Differential fluid detectors are also known. Such flow detectors are based on measuring fluid pressure on two sides of a restriction placed in fluid path. By way of example, U.S. Pat. No. 4,221,134 provides for fluid flow measurement utilizing such a restriction. However again, such devices are considered inappropriate for firefighting systems, as they restrict flow therethrough. It is a common and clearly understood requirement for a firefighting system to minimize fluid flow restrictions as a large fire requires as much of the firefighting fluid available in the shortest possible period.

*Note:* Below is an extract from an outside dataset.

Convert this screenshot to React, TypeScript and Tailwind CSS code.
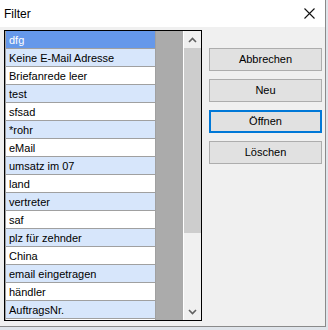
const items = [
  "dfg",
  "Keine E-Mail Adresse",
  "Briefanrede leer",
  "test",
  "sfsad",
  "*rohr",
  "eMail",
  "umsatz im 07",
  "land",
  "vertreter",
  "saf",
  "plz für zehnder",
  "China",
  "email eingetragen",
  "händler",
  "AuftragsNr.",
];

function Chevron({ down }: { down?: boolean }) {
  return (
    <svg width="9" height="6" viewBox="0 0 9 6" className={down ? "rotate-180" : ""}>
      <path d="M1 5 L4.5 1.5 L8 5" fill="none" stroke="#606060" strokeWidth="1.6" />
    </svg>
  );
}

function DialogButton({ label, focused }: { label: string; focused?: boolean }) {
  return (
    <button
      className={`flex h-[23px] w-[113px] items-center justify-center bg-[#e1e1e1] text-[11px] text-black ${
        focused ? "border-2 border-[#0078d7]" : "border border-[#adadad]"
      }`}
    >
      {label}
    </button>
  );
}

export default function App() {
  return (
    <div
      className="h-[330px] w-[328px] overflow-hidden bg-[#dfe4ea]"
      style={{ fontFamily: '"Liberation Sans", Arial, sans-serif' }}
    >
      <div className="flex h-[327px] w-[326px] flex-col border-r border-b border-[#8a8a8a] bg-[#f0f0f0]">
        {/* title bar */}
        <div className="flex h-[27px] items-center justify-between bg-white pl-[4px] pr-[10px]">
          <span className="text-[12px] text-black">Filter</span>
          <svg width="11" height="11" viewBox="0 0 11 11">
            <path d="M0.5 0.5 L10.5 10.5 M10.5 0.5 L0.5 10.5" stroke="#111" strokeWidth="1.1" />
          </svg>
        </div>

        <div className="flex">
          {/* list box */}
          <div className="ml-[4px] mt-[3px] flex h-[291px] w-[198px] border border-black bg-white">
            <div className="flex w-[151px] flex-col border-x border-[#a0a0a0]">
              {items.map((item, i) => (
                <div
                  key={item}
                  className={`flex h-[18px] shrink-0 items-center border-b border-[#a0a0a0] pl-[3px] pt-px text-[11px] ${
                    i === 0
                      ? "bg-[#6598ea] text-white"
                      : i % 2 === 1
                        ? "bg-[#d7e6fb] text-black"
                        : "bg-white text-black"
                  }`}
                >
                  {item}
                </div>
              ))}
            </div>
            <div className="w-[27px] bg-[#ababab]" />
            <div className="w-px bg-white" />
            <div className="flex w-[17px] flex-col bg-[#f0f0f0]">
              <div className="flex h-[17px] items-center justify-center">
                <Chevron />
              </div>
              <div className="h-[185px] bg-[#cdcdcd]" />
              <div className="flex-1" />
              <div className="flex h-[17px] items-center justify-center">
                <Chevron down />
              </div>
            </div>
          </div>

          {/* buttons */}
          <div className="ml-[7px] mt-[21px] flex flex-col gap-[8px]">
            <DialogButton label="Abbrechen" />
            <DialogButton label="Neu" />
            <DialogButton label="Öffnen" focused />
            <DialogButton label="Löschen" />
          </div>
        </div>
      </div>
    </div>
  );
}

It is seen that the design of a fire suppression system such as sprinkler systems benefits from reliable flow detection of relatively small amounts of fluid relative to the total system capacity or even to the downstream portion of the system from the fluid flow detector. There is therefore an ongoing need for a simple, reliable, and sufficiently sensitive fluid flow detection methods and devices in such firefighting systems, while minimizing flow restriction during system activation.